Bag of Little Bootstraps

  It's been a while since I last posted. However, I expect to be a lot more active now and expect to make a post at least once a week to discuss different papers I've read in the aftermath of KDD and ICML 2012.

  Speaking of which, I was fortunate to be in attendance for Prof. Michael Jordan's keynote at KDD 2012. The theme for his talk was using "divide-and-conquer" for machine learning problems. This is of particular interest now given the emphasis on Big-Data currently prevalent in our research community. While I was highly impressed by all three applications of this simple idea, I was particularly blown away by the Bag of little bootstraps idea presented. More specifically, when Prof. Jordan mentioned towards the end of the talk that the theoretical guarantees for asymptotic convergence also extended to cross-validation and jackknifing (more on this at the end), that piqued my interest. Ever since, I have been wanting to read their ICML paper as well as the longer version on arXiv.

   Being an admin for the Cornell Machine Learning Discussion Group (MLDG), I proposed reading this paper for our first meeting of the fall semester, as I felt it was a nice idea that incoming PhD students would also be interested in. Volunteering to lead the discussion also allowed me to read the paper and gain further insight into this idea.

  The setting for this paper is simple: In many machine learning problems, we are interesting in estimating the quality of our learned model/parameters.. The standard way of doing this has been using the age-old Monte Carlo technique of bootstrapping. Given a dataset of size N, Bootstrapping is simply the process of repeatedly sampling WITH replacement, new samples of size N. Computing the desired quantity/estimator (model accuracy/parameter/correlation etc..) on each of these samples and then looking at the distribution as you create more samples (i.e. run more bootstrap iterations) allows you to estimate the different statistics related to the quality of your estimator, such as the confidence interval or variance. Along with being extremely simple, one of the nicest things about the bootstrap is that you can show a lot of nice theoretical things about it, in particular that you can get convergence at the rate of O(1/N) as opposed to the O(1/sqrt(N)) you can get using the Central-Limit Theorem. However the bootstrap tends to be computationally intensive as the estimators are computed on sets of size N. Additionally the overhead of data transfer when it comes to running this on a distributed platform (as is common for most big-data applications today) is killing.

  Thus people have been using alternates to bootstrapping, most notably subsampling and its' relatives. In these methods, samples of size M are drawn from the dataset w/o replacement, and the estimators are computed on these samples. These values are then used to approximate the estimator distribution for a set of size N via a projection/correction step.  These methods have the advantage of being computationally light. However this tends to be sensitive to the choice of M (for which there is no easy way to choose) and for which the statistical guarantees no longer exist if M/N - > 0 as N goes to infinity.

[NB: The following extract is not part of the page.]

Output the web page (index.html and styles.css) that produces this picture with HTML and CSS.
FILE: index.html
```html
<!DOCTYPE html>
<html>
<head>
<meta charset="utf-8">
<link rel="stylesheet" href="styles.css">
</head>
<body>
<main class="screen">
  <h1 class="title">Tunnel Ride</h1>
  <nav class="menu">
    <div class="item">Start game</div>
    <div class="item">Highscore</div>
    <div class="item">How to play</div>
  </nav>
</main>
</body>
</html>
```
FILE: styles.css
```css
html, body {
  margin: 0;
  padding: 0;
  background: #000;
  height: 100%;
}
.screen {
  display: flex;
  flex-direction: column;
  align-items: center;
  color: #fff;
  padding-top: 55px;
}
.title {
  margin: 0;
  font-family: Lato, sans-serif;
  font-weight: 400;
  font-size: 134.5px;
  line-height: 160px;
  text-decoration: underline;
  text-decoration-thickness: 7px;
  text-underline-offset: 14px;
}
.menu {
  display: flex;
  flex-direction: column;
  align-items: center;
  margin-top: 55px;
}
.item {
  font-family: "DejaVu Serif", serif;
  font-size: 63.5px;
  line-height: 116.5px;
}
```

  This paper introduces a simple but neat idea of merging these 2 methods, while getting the best of both worlds. At a high level the idea is the following. Like in subsampling, uniformly sample (w/o replacement) a set of elements of size M from the dataset (size N). For each of these samples, repeatedly sample uniformly, WITH replacement, a set of size N. Now compute the required estimators on these sets, and average over the different sample runs to get the required estimator and its' distribution. By sampling a set of size N, we no longer need to perform any correction step. Furthermore, since these sets of size N are simply samples of size M (with counts for each element) they are computationally feasible as well. Thus for example, for an SVM the complexity would be as if the data was of size M (since this simply involves weighting the different slack variables with the counts in the optimization problem). This is also true for other common methods, meaning that we are able to get an estimator for a dataset of size N, while computationally requiring resources only for a dataset of size M.

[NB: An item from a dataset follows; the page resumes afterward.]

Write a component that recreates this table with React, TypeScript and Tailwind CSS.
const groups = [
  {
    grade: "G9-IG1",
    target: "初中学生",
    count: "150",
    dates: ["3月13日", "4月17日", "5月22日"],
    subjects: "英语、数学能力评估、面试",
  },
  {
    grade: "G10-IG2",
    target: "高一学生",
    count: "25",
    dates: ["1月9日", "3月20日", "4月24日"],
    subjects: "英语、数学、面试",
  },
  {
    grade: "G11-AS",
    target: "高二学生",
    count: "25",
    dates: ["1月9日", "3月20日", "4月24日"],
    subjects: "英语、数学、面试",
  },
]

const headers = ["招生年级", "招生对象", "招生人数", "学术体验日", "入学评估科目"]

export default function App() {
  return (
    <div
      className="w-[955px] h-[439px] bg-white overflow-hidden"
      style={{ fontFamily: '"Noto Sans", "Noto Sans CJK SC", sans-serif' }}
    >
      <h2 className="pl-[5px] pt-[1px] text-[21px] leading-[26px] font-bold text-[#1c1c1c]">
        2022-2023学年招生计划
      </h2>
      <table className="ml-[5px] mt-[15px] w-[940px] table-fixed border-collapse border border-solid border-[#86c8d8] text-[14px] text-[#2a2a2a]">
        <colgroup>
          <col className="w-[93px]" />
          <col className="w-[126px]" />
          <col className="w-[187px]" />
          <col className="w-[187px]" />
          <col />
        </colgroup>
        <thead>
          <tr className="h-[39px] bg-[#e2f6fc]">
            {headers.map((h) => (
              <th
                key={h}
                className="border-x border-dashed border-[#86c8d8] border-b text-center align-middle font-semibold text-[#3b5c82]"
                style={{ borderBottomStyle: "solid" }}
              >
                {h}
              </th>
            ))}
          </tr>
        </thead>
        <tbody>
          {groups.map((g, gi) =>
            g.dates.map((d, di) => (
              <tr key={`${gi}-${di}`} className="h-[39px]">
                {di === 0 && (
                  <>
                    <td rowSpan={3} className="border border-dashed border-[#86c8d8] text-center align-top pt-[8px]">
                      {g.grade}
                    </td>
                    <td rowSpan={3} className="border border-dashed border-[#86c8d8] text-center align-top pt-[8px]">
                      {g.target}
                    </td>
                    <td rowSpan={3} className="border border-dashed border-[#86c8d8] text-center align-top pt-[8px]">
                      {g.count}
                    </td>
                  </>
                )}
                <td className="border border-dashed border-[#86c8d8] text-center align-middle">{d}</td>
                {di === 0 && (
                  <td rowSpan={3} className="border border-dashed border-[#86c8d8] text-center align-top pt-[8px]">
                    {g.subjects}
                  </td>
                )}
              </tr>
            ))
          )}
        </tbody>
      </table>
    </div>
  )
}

  This simple trick makes this method highly suitable for the large datasets we have today. Furthermore, the authors are able to prove a lot of nice theoretical properties for this method, similar to that for the bootstrap under some assumptions, most of which are highly reasonable : the only questionable one is when they require the number of samples (s) to be of the order of O(N/M), which is not reasonable (as seen by their experiments where they set it to a low value i.e. < 20).

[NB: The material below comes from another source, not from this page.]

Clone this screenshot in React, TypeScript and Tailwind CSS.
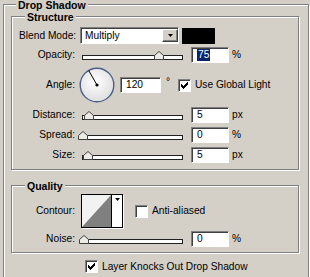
import React from 'react';

const etched = 'border border-[#808080] shadow-[inset_1px_1px_0_#fff,1px_1px_0_#fff]';
const sunken =
  'border border-t-[#808080] border-l-[#808080] border-r-white border-b-white shadow-[inset_1px_1px_0_#404040]';

const Legend = ({ text, ml }: { text: string; ml: string }) => (
  <div className="flex h-[6px]">
    <span className={`-mt-[6px] h-[12px] bg-[#d4d0c8] px-[2px] text-[10.5px] font-bold leading-[12px] ${ml}`}>
      {text}
    </span>
  </div>
);

const Arrow = () => (
  <svg width="5" height="3" viewBox="0 0 5 3">
    <path d="M0 0h5L2.5 3z" fill="#000" />
  </svg>
);

const CheckBox = ({ on }: { on?: boolean }) => (
  <span className={`flex h-[13px] w-[13px] shrink-0 items-center justify-center bg-white ${sunken}`}>
    {on && (
      <svg width="7" height="7" viewBox="0 0 7 7">
        <rect x="6" y="0" width="1" height="1" />
        <rect x="5" y="1" width="2" height="1" />
        <rect x="0" y="2" width="1" height="1" />
        <rect x="4" y="2" width="3" height="1" />
        <rect x="0" y="3" width="2" height="1" />
        <rect x="3" y="3" width="3" height="1" />
        <rect x="0" y="4" width="5" height="1" />
        <rect x="1" y="5" width="3" height="1" />
        <rect x="2" y="6" width="1" height="1" />
      </svg>
    )}
  </span>
);

const Slider = ({ at }: { at: number }) => (
  <div className="relative h-[9px] w-[106px]">
    <div className="absolute bottom-0 left-[4px] right-[1px] h-[5px] border border-[#202020] bg-white" />
    <svg className="absolute top-0" style={{ left: at }} width="10" height="9" viewBox="0 0 10 9">
      <path d="M0.5 8.5V4.5L5 0.5L9.5 4.5V8.5Z" fill="#ecebe6" stroke="#404040" />
    </svg>
  </div>
);

const Field = ({ value, w, selected }: { value: string; w: string; selected?: boolean }) => (
  <div className={`flex h-[16px] items-center bg-white pl-[5px] ${w} ${sunken}`}>
    {selected ? <span className="bg-[#0a246a] px-px text-white">{value}</span> : <span>{value}</span>}
  </div>
);

const SliderRow = ({ label, at, value, unit, mt, selected }: {
  label: string; at: number; value: string; unit: string; mt: string; selected?: boolean;
}) => (
  <div className={`flex items-center ${mt}`}>
    <span className="w-[64px] pr-px text-right">{label}</span>
    <span className="ml-[2px]">
      <Slider at={at} />
    </span>
    <span className="ml-[7px]">
      <Field value={value} w="w-[38px]" selected={selected} />
    </span>
    <span className="ml-[3px]">{unit}</span>
  </div>
);

const Dial = () => (
  <svg width="36" height="36" viewBox="0 0 36 36">
    <defs>
      <radialGradient id="dg" cx="45%" cy="40%" r="60%">
        <stop offset="0%" stopColor="#ffffff" />
        <stop offset="100%" stopColor="#dedede" />
      </radialGradient>
    </defs>
    <circle cx="18" cy="18" r="16.8" fill="url(#dg)" stroke="#4c5d8c" strokeWidth="1.4" />
    <line x1="18" y1="18" x2="9.6" y2="3.4" stroke="#000" strokeWidth="1" />
    <circle cx="18" cy="18" r="1.6" fill="#000" />
  </svg>
);

export default function App() {
  return (
    <div className="h-[277px] w-[310px] overflow-hidden bg-[#d4d0c8] pl-[3px] pt-[4px] font-['Liberation_Sans',Arial,sans-serif] text-[10.2px] leading-[12px] text-black">
      <div className={`flex h-[300px] w-[306px] flex-col ${etched}`}>
        <Legend text="Drop Shadow" ml="ml-[12px]" />

        <div className={`ml-[7px] mt-[5px] flex h-[154px] w-[288px] flex-col ${etched}`}>
          <Legend text="Structure" ml="ml-[13px]" />

          <div className="mt-[4px] flex items-center pl-[7px]">
            <span className="w-[61px]">Blend Mode:</span>
            <div className={`flex h-[17px] w-[99px] items-center justify-between bg-white pl-[4px] ${sunken}`}>
              <span>Multiply</span>
              <span className="flex h-[13px] w-[16px] items-center justify-center border border-t-white border-l-white border-r-[#404040] border-b-[#404040] bg-[#d4d0c8] shadow-[inset_-1px_-1px_0_#808080]">
                <Arrow />
              </span>
            </div>
            <span className="ml-[3px] h-[16px] w-[33px] bg-black" />
          </div>

          <SliderRow label="Opacity:" at={76} value="75" unit="%" mt="mt-[3px]" selected />

          <div className="mt-[4px] flex items-center">
            <span className="w-[64px] pr-px text-right">Angle:</span>
            <span className="ml-[3px] flex">
              <Dial />
            </span>
            <span className="ml-[5px]">
              <Field value="120" w="w-[41px]" />
            </span>
            <span className="ml-[5px] -mt-[6px] w-[12px]">°</span>
            <CheckBox on />
            <span className="ml-[4px]">Use Global Light</span>
          </div>

          <SliderRow label="Distance:" at={6} value="5" unit="px" mt="mt-[4px]" />
          <SliderRow label="Spread:" at={0} value="0" unit="%" mt="mt-[4px]" />
          <SliderRow label="Size:" at={5} value="5" unit="px" mt="mt-[4px]" />
        </div>

        <div className={`ml-[7px] mt-[15px] flex h-[68px] w-[288px] flex-col ${etched}`}>
          <Legend text="Quality" ml="ml-[13px]" />

          <div className="mt-[2px] flex items-center">
            <span className="w-[64px] pr-px text-right">Contour:</span>
            <div className="ml-[5px] flex h-[34px] w-[42px] border border-black bg-white shadow-[1px_1px_0_#fff]">
              <svg width="29" height="32" viewBox="0 0 29 32" className="block">
                <rect width="29" height="32" fill="#f2f2f2" />
                <polygon points="0,32 29,0 29,32" fill="#808080" />
              </svg>
              <span className="w-px bg-black" />
              <span className="flex flex-1 justify-center pt-[3px]">
                <Arrow />
              </span>
            </div>
            <span className="ml-[12px]">
              <CheckBox />
            </span>
            <span className="ml-[4px]">Anti-aliased</span>
          </div>

          <SliderRow label="Noise:" at={1} value="0" unit="%" mt="mt-[3px]" />
        </div>

        <div className="ml-[81px] mt-[7px] flex items-center">
          <CheckBox on />
          <span className="ml-[4px]">Layer Knocks Out Drop Shadow</span>
        </div>
      </div>
    </div>
  );
}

 As mentioned at the start, one of the key reasons I was interested in this was its' implications on how we perform cross-validation and jackknifing. Consider the case of learning the regularization parameter for a SVM using k cross-validation. Ideally we would like to have high a "k" as possible since that allows us to estimate the parameter on a dataset of size N(1- 1/k). However that tends to be computationally a lot harder as well. For low values of k we end up estimating a parameter for a dataset size which is very different to the one you will eventually train on. This is particularly problematic for parameters which strongly depend on dataset size (such as the regularization parameter in SVM-perf). Now instead consider using the idea from this paper for this problem. Not only am I assured of learning parameters on a dataset of the same size as what I will train on, but also I can gain computationally based on the resources available. To me, this seems like a far more interesting avenue for application of this technique.

 One of the key questions this opened up is if we can do a better job of choosing the samples of size M. Given that we choose samples say only 20 times, then if N > 20M, we will not have seen all the dataset points. In such as scenario, does it make sense to uniformly sample the original M points. Furthermore, does it make sense to uniformly sample the bags of size N (generated from the M points). To me it appears that given the fact that you cannot see all the points, you may want to weight points from more dense regions higher in both sampling stages.

 Another question which arises is if the samples drawn in both stages should be independent of what is drawn earlier. In particular I'm wondering if some sort of adaptive sampling can be used based on estimator values seen from previous rounds. Ideas such as the exponential weighting in boosting or the adaptive sampling techniques in active-learning are interesting alternates to the sampling techniques used here, since you can still show nice theoretical things in both these cases.

  Finally the one minor critique I had here was that they did not show what impact their method has on the estimator value itself. In other words, does not seeing all the data make my learned estimator worse. It would have been nice to see this for experiments beyond the simulations they run.

Overall a top notch paper which raises a lot of interesting questions and can make serious impact.